EPA awards UConn with $10 million for 'environmental justice' program
The U.S. Environmental Protection Agency has given $10 million to the University of Connecticut in order to promote 'environmental justice' in New England.
'EPA selected UConn to establish one of 18 TCTACs across the country and awarded UConn $10 million to support this work for five years,' an EPA press release reads.
The U.S. Environmental Protection Agency has given $10 million to the University of Connecticut in order to promote “environmental justice” in New England.
On Oct. 30, the EPA announced its funding of the “Thriving Communities Technical Assistance Center” (TCTAC) at UConn, which will provide technical assistance to New England “to help address local environmental justice challenges.”

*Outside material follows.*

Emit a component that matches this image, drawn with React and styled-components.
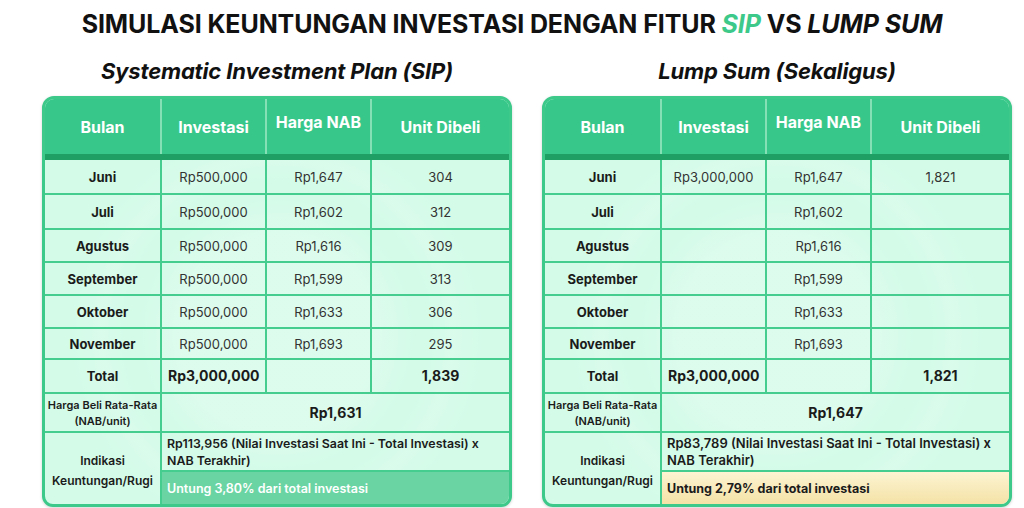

“EPA selected UConn to establish one of 18 TCTACs across the country and awarded UConn $10 million to support this work for five years,” an EPA press release reads.
“Too often, communities with the most pressing environmental justice concerns have been left behind due to barriers in accessing federal funding,” EPA New England Regional Administrator David Cash remarked in the press release. “UConn’s technical assistance center is a game-changer for New England and will provide greater access to services to ensure overburdened and underserved communities and our Tribal nations can access historic investments to address generational environmental and health disparities.”
UConn’s vice president for research, innovation, and entrepreneurship, Pamir Alpay, expressed praise for the grant and shared a desire to ensure “environmental justice” throughout the region.
“With the EPA’s generous support, we are proud to extend our expertise and resourcefulness to support environmental justice throughout the cities, towns, and Tribes of New England,” Alpay said in the press release.
“I’m proud to see the federal government partnering with UConn to help ensure every community can fully benefit from the Biden-Harris Administration’s historic investments in environmental justice,” U.S. Senator Richard Blumenthal said, according to the same press release.
However, the EPA’s announcement does not provide a clear definition for what “environmental justice” means.
This is not the first time a university has pursued “environmental justice.”
In August 2023, Princeton University hosted a course dedicated to the subject, in which students learned about “violent settler colonialism” and “environmental racism,” while also contemplating “gender, race, and sexualities” in regard to “environmental issues.”
In June, UConn’s School of Fine Arts decided to give grants of up to $25,000 to faculty members researching subjects related to “anti-racism” to help “support efforts to create a just, diverse, and fully inclusive society at all levels, from the local to the global.”
Campus Reform has contacted the University of Connecticut and the Environmental Protection Agency for comment. This article will be updated accordingly.